Hut 1993

Hut on Boulder near Stanage Edge, Peak District National Park 1993  1.8m x 1.2m (paper mache)
Hut on Boulder near Stanage Edge, Peak District National Park 1993 1.8m x 1.2m (paper mache)
Hut Divided on Stanage Moor
Hut Divided on Stanage Moor

These are two of the earliest pieces I made after starting on the part-time Fine Art BA at Sheffield Hallam University - at that time Sheffield Polytechnic.

 

The Fine Art Department was a very lively place and was very liberal in terms of giving part-time students access to workshops and technicians on an equal basis to the full-timers. Attitudes at Falmouth College of Arts were very different, not to say miserly.

 

The first piece I made was a large unwieldy hut-like structure that took forever to fabricate.  It disappeared into a skip but before it did I made a more delicate piece by taking a paper mache impression of it which I then cut into four parts  and photographed in moorland near Stanage Edge in the Peak District.

 

The second piece was made using some of the empty rooms of the college over the summer. It was made from carefully torn and worn scraps of newspaper.

Hut was, I think, the first piece of sculpture I made.  And it was on a scale at which I had never imagined working.  In fact, it was a real huge jump from doing a few life drawing sessions at the brilliant Sheffield Graves Gallery to going into an art college environment without even an 'O' level in art, or a Foundation year to my name.

 

Indeed I had thought that my chances with art had come to an end after an ignominious conversation with the Art Faculty at Aberystwyth - I was studying Economics, Politics and Philosophy at the time - where I was told, in many ways quite rightly, to go and get an art 'A' level in art before bothering them again.

 

It was only years later in the Life Drawing sessions at the Graves that a woman I met there, Joella Bruckshaw, encouraged me to put in an application to the Fine Art Department at the Poly.  And although the tutor, Frances Hegarty,  who looked at my portfolio was not overwhelmed she was very encouraging and gave me practical suggestions about how to strengthen my portfolio.
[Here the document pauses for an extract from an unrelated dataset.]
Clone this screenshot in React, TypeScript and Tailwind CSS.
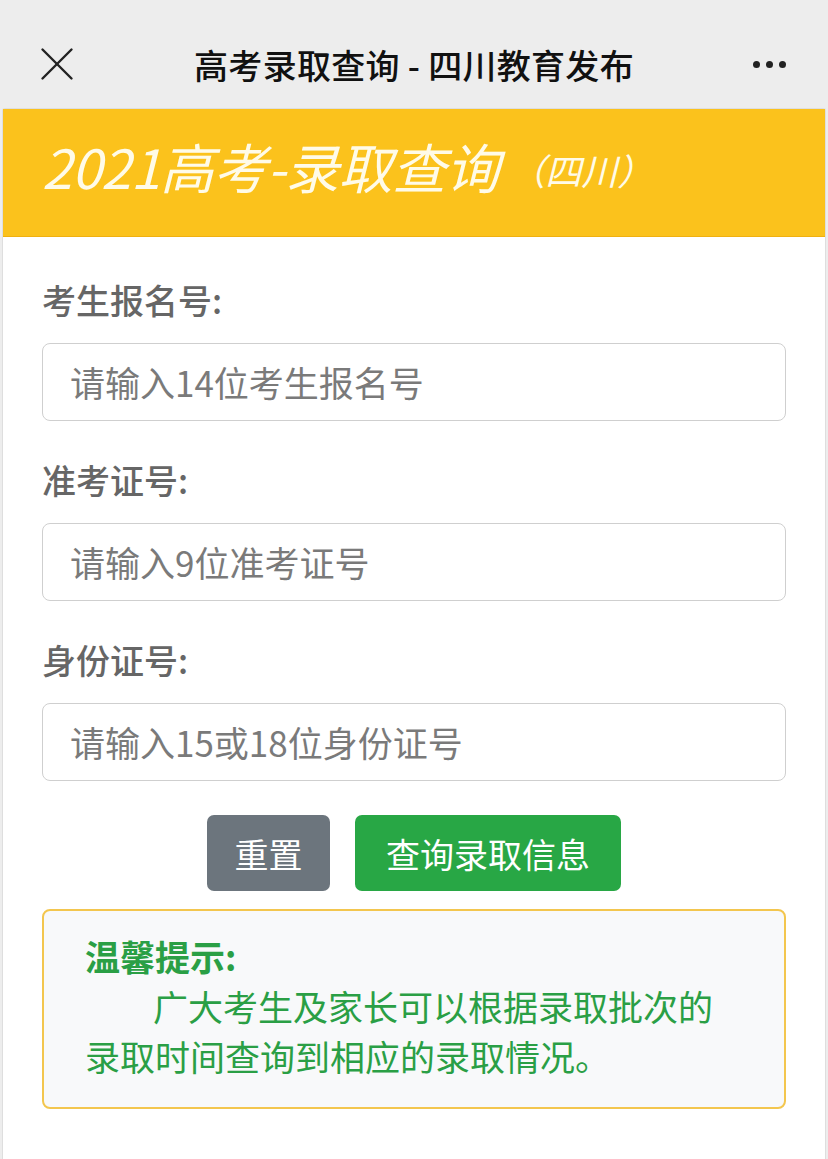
import { X } from 'lucide-react'

const font = { fontFamily: '"Noto Sans CJK SC", "Noto Sans", sans-serif' }

const fields = [
  { label: '考生报名号:', placeholder: '请输入14位考生报名号' },
  { label: '准考证号:', placeholder: '请输入9位准考证号' },
  { label: '身份证号:', placeholder: '请输入15或18位身份证号' },
]

export default function App() {
  return (
    <div className="min-h-[1159px] bg-[#ededed] font-['Noto_Sans_CJK_SC',sans-serif]">
      {/* wechat top bar */}
      <header className="h-[108px] flex items-center justify-between pl-[28px] pr-[40px] pt-[20px] relative">
        <X className="w-[58px] h-[58px] text-[#222]" strokeWidth={1} />
        <h1 className="absolute left-0 right-0 text-center text-[34px] text-[#111] font-medium pointer-events-none tracking-[0.3px]">
          高考录取查询 - 四川教育发布
        </h1>
        <div className="flex items-center gap-[6px] pr-[2px]">
          <span className="w-[7px] h-[7px] rounded-full bg-[#222]" />
          <span className="w-[7px] h-[7px] rounded-full bg-[#222]" />
          <span className="w-[7px] h-[7px] rounded-full bg-[#222]" />
        </div>
      </header>

      <div className="mx-[2px] bg-white border border-[#dedede] border-b-0 rounded-t-[3px] min-h-[1051px]">
        <div className="h-[128px] bg-[#fbc21c] border-b border-[#f0b010] flex items-center px-[39px] pb-[14px]">
          <span className="italic text-[54px] text-[#fffbe8] leading-none tracking-[-0.5px]" style={font}>
            2021高考-录取查询
          </span>
          <span className="italic text-[36px] text-[#fffbe8] leading-none ml-[10px] mt-[6px]" style={font}>
            （四川）
          </span>
        </div>

        <div className="px-[39px] pt-[38px]">
          {fields.map(f => (
            <div key={f.label} className="mb-[34px]">
              <div className="h-[48px] flex items-center text-[34px] text-[#666] font-medium mb-[20px]">
                {f.label}
              </div>
              <div className="h-[78px] border border-[#cfcfcf] rounded-[8px] flex items-center px-[27px] text-[35px] text-[#7a7a7a]">
                {f.placeholder}
              </div>
            </div>
          ))}

          <div className="flex justify-center gap-[25px]">
            <button className="h-[76px] w-[123px] rounded-[7px] bg-[#6c757d] text-white text-[34px]">
              重置
            </button>
            <button className="h-[76px] w-[266px] rounded-[7px] bg-[#28a745] text-white text-[34px]">
              查询录取信息
            </button>
          </div>

          <div className="mt-[18px] h-[200px] border-2 border-[#f3c64e] rounded-[8px] bg-[#f8f9fa] px-[41px] pt-[20px] text-[35px] leading-[50px] text-[#2a9f45]">
            <div className="font-bold">温馨提示:</div>
            <div className="pl-[68px]">广大考生及家长可以根据录取批次的</div>
            <div>录取时间查询到相应的录取情况。</div>
          </div>
        </div>
      </div>
    </div>
  )
}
And a few months later I was a Fine Art 'student'. As was Joella.

It is really hard to start at something as a complete beginner, with even less than the other beginners when you have already achieved a certain level of success in another field. Or at least it was for me. In as much as I had virtually no training as an artist.  I had pottered about with my watercolours and drawing for years on and off and taken books out of the library and been to exhibitions and read about artists. I'd sat in the plaster cast room of the Fitzwilliam Museum in Cambridge and drawn, and studied Cezanne and had a girlfriend who went to Dartington College who told me about the things they got up to there. But it was all taking place in my little hermetically sealed world.  As such I was intensely scared and insecure about the art I was making and I was super-sensitive to those slights the professional art world uses to keep the 'amateurs' and 'weekend painters' and 'museum copiers' away from their hallowed field. But I was also ambitious and driven and wanted to join them - or some of them.

The tutors, in particular Julie Westerman, and my fellow part-time students were incredibly supportive and encouraging in Sheffield and it was a very exciting time. So exciting in fact that a bunch of us headed off to Cornwall in the autumn for a week of workshops. Unfortunately, I was so taken with the place that within five months we had moved to Cornwall, and I left the welcoming and resource-rich confines of Sheffield Hallam behind forever.